That level of harassment is enough to make anyone consider a new profession. Not to mention, a threat to the life of one's husband and daughter would send most folks fleeing to the first bland desk job they can find. That is why anti-abortion activists do it; terrorism can be very effective. That isn't to say that Johnson was coerced into quitting her job and joining the other side. It's utterly believable that an ultrasound could change one's feelings about abortion, especially for someone living in a staunchly conservative community. However, it's hard to fathom spending eight years witnessing abortions, crossing picket lines and having your life threatened -- first as a volunteer and later as a rank-climbing employee -- without being clear on your feelings about abortion or the basic medical reality of the procedure. How many pamphlets and protest signs displaying extremely graphic images (far more so than an ultrasound) must have been shoved in her face over the years?
Don't they know the story of Bernard Nathanson, the man who founded NARAL, and how he rejected abortion when he saw the ultrasound of an abortion?

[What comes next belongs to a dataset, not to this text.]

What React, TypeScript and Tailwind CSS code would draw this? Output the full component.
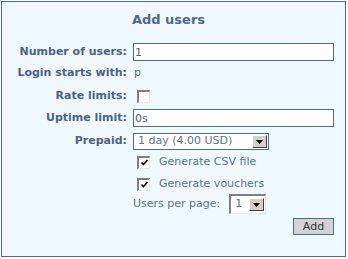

If anyone knows about being on the front lines of the abortion war, it's him.
And what about Norma McCorvey?
And what about other ex-abortionists?
There's a big difference between seeing graphic pictures and an ultrasound.
The pictures show a dead body and lots of tissue. When you're involved in medicine, you can be deadened to that sight.
But to see the act of abortion itself-- live-- is quite different. To see that baby scream that silent scream is like nothing else. It's visceral.